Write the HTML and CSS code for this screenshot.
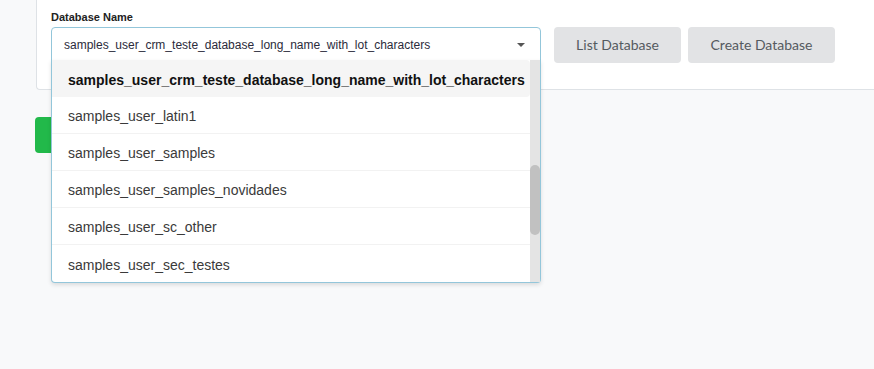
FILE: index.html
```html
<!DOCTYPE html>
<html lang="en">
<head>
    <meta charset="UTF-8">
    <meta name="viewport" content="width=device-width, initial-scale=1.0">
    <title>Database Setup</title>
    <link rel="stylesheet" href="styles.css">
</head>
<body>
    <div class="page">
        <div class="card">
            <label class="field-label" for="dbname">Database Name</label>
            <div class="field-row">
                <!-- Select with open dropdown -->
                <div class="select-wrap">
                    <div class="select-box" id="dbname">
                        <span class="select-value">samples_user_crm_teste_database_long_name_with_lot_characters</span>
                        <span class="caret"></span>
                    </div>
                    <div class="dropdown">
                        <ul class="options">
                            <li class="option active">samples_user_crm_teste_database_long_name_with_lot_characters</li>
                            <li class="option">samples_user_latin1</li>
                            <li class="option">samples_user_samples</li>
                            <li class="option">samples_user_samples_novidades</li>
                            <li class="option">samples_user_sc_other</li>
                            <li class="option">samples_user_sec_testes</li>
                        </ul>
                        <div class="scrollbar">
                            <div class="thumb"></div>
                        </div>
                    </div>
                </div>
                <button class="btn btn-grey list-btn">List Database</button>
                <button class="btn btn-grey create-btn">Create Database</button>
            </div>
        </div>

        <div class="actions">
            <button class="btn btn-green">Connect</button>
        </div>
    </div>
</body>
</html>
```

FILE: styles.css
```css
/* Page */
html, body {
    height: 100%;
}

body {
    margin: 0;
    padding: 0;
    background: #f8f9fa;
    font-family: 'Liberation Sans', Arial, sans-serif;
    color: #333;
    overflow: hidden;
}

.page {
    min-height: 100%;
}

.card {
    margin-left: 36px;
    padding: 11px 0 26px 14px;
    background: #fff;
    border-left: 1px solid #dee2e6;
    border-bottom: 1px solid #dee2e6;
    border-bottom-left-radius: 4px;
}

.field-label {
    display: block;
    font-size: 11px;
    font-weight: bold;
    line-height: 13px;
    color: #222;
    margin-bottom: 3px;
}

.field-row {
    display: flex;
    align-items: flex-start;
}

/* Select */
.select-wrap {
    position: relative;
    width: 490px;
}

.select-box {
    box-sizing: border-box;
    height: 34px;
    display: flex;
    align-items: center;
    padding: 1px 12px 0;
    border: 1px solid #93c6da;
    border-radius: 4px 4px 0 0;
    font-size: 12px;
    color: #2b2b3b;
}

.select-value {
    flex: 1;
    white-space: nowrap;
    overflow: hidden;
}

.caret {
    width: 0;
    height: 0;
    margin-right: 3px;
    border-left: 4px solid transparent;
    border-right: 4px solid transparent;
    border-top: 4px solid #555;
}

.dropdown {
    position: absolute;
    top: 33px;
    left: 0;
    width: 490px;
    height: 223px;
    box-sizing: border-box;
    display: flex;
    background: #fff;
    border: 1px solid #93c6da;
    border-top: none;
    border-radius: 0 0 4px 4px;
    box-shadow: 0 2px 4px rgba(0, 0, 0, 0.12);
    z-index: 10;
}

.options {
    list-style: none;
    margin: 0;
    padding: 0;
    flex: 1;
}

.option {
    height: 37px;
    box-sizing: border-box;
    padding: 2px 0 0 16px;
    display: flex;
    align-items: center;
    font-size: 14px;
    color: #3a3a3a;
    border-bottom: 1px solid #f2f2f2;
}

.option.active {
    background: #f5f5f5;
    font-weight: bold;
    color: #111;
    border-radius: 0 4px 4px 0;
    border-bottom: none;
}

.option:last-child {
    border-bottom: none;
}

.scrollbar {
    width: 10px;
    background: #e4e4e4;
    position: relative;
}

.thumb {
    position: absolute;
    top: 105px;
    left: 0;
    width: 10px;
    height: 70px;
    background: #c1c1c1;
    border-radius: 5px;
}

/* Buttons */
.btn {
    border: none;
    border-radius: 4px;
    height: 36px;
    font-family: Lato, sans-serif;
    font-size: 14px;
    cursor: pointer;
}

.btn-grey {
    background: #e2e3e5;
    color: #555a60;
}

.list-btn {
    margin-left: 13px;
    width: 127px;
    padding-bottom: 3px;
}

.create-btn {
    margin-left: 7px;
    width: 147px;
    padding-bottom: 3px;
}

.actions {
    margin: 27px 0 0 35px;
}

.btn-green {
    width: 110px;
    background: #22b94a;
    color: #fff;
}
```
========
*WHAT TO PRODUCE:*
Copy the material above in full and exactly, skipping pictures.

*THE RESPONSE:*
Write the HTML and CSS code for this screenshot.
FILE: index.html
```html
<!DOCTYPE html>
<html lang="en">
<head>
    <meta charset="UTF-8">
    <meta name="viewport" content="width=device-width, initial-scale=1.0">
    <title>Database Setup</title>
    <link rel="stylesheet" href="styles.css">
</head>
<body>
    <div class="page">
        <div class="card">
            <label class="field-label" for="dbname">Database Name</label>
            <div class="field-row">
                <!-- Select with open dropdown -->
                <div class="select-wrap">
                    <div class="select-box" id="dbname">
                        <span class="select-value">samples_user_crm_teste_database_long_name_with_lot_characters</span>
                        <span class="caret"></span>
                    </div>
                    <div class="dropdown">
                        <ul class="options">
                            <li class="option active">samples_user_crm_teste_database_long_name_with_lot_characters</li>
                            <li class="option">samples_user_latin1</li>
                            <li class="option">samples_user_samples</li>
                            <li class="option">samples_user_samples_novidades</li>
                            <li class="option">samples_user_sc_other</li>
                            <li class="option">samples_user_sec_testes</li>
                        </ul>
                        <div class="scrollbar">
                            <div class="thumb"></div>
                        </div>
                    </div>
                </div>
                <button class="btn btn-grey list-btn">List Database</button>
                <button class="btn btn-grey create-btn">Create Database</button>
            </div>
        </div>

        <div class="actions">
            <button class="btn btn-green">Connect</button>
        </div>
    </div>
</body>
</html>
```

FILE: styles.css
```css
/* Page */
html, body {
    height: 100%;
}

body {
    margin: 0;
    padding: 0;
    background: #f8f9fa;
    font-family: 'Liberation Sans', Arial, sans-serif;
    color: #333;
    overflow: hidden;
}

.page {
    min-height: 100%;
}

.card {
    margin-left: 36px;
    padding: 11px 0 26px 14px;
    background: #fff;
    border-left: 1px solid #dee2e6;
    border-bottom: 1px solid #dee2e6;
    border-bottom-left-radius: 4px;
}

.field-label {
    display: block;
    font-size: 11px;
    font-weight: bold;
    line-height: 13px;
    color: #222;
    margin-bottom: 3px;
}

.field-row {
    display: flex;
    align-items: flex-start;
}

/* Select */
.select-wrap {
    position: relative;
    width: 490px;
}

.select-box {
    box-sizing: border-box;
    height: 34px;
    display: flex;
    align-items: center;
    padding: 1px 12px 0;
    border: 1px solid #93c6da;
    border-radius: 4px 4px 0 0;
    font-size: 12px;
    color: #2b2b3b;
}

.select-value {
    flex: 1;
    white-space: nowrap;
    overflow: hidden;
}

.caret {
    width: 0;
    height: 0;
    margin-right: 3px;
    border-left: 4px solid transparent;
    border-right: 4px solid transparent;
    border-top: 4px solid #555;
}

.dropdown {
    position: absolute;
    top: 33px;
    left: 0;
    width: 490px;
    height: 223px;
    box-sizing: border-box;
    display: flex;
    background: #fff;
    border: 1px solid #93c6da;
    border-top: none;
    border-radius: 0 0 4px 4px;
    box-shadow: 0 2px 4px rgba(0, 0, 0, 0.12);
    z-index: 10;
}

.options {
    list-style: none;
    margin: 0;
    padding: 0;
    flex: 1;
}

.option {
    height: 37px;
    box-sizing: border-box;
    padding: 2px 0 0 16px;
    display: flex;
    align-items: center;
    font-size: 14px;
    color: #3a3a3a;
    border-bottom: 1px solid #f2f2f2;
}

.option.active {
    background: #f5f5f5;
    font-weight: bold;
    color: #111;
    border-radius: 0 4px 4px 0;
    border-bottom: none;
}

.option:last-child {
    border-bottom: none;
}

.scrollbar {
    width: 10px;
    background: #e4e4e4;
    position: relative;
}

.thumb {
    position: absolute;
    top: 105px;
    left: 0;
    width: 10px;
    height: 70px;
    background: #c1c1c1;
    border-radius: 5px;
}

/* Buttons */
.btn {
    border: none;
    border-radius: 4px;
    height: 36px;
    font-family: Lato, sans-serif;
    font-size: 14px;
    cursor: pointer;
}

.btn-grey {
    background: #e2e3e5;
    color: #555a60;
}

.list-btn {
    margin-left: 13px;
    width: 127px;
    padding-bottom: 3px;
}

.create-btn {
    margin-left: 7px;
    width: 147px;
    padding-bottom: 3px;
}

.actions {
    margin: 27px 0 0 35px;
}

.btn-green {
    width: 110px;
    background: #22b94a;
    color: #fff;
}
```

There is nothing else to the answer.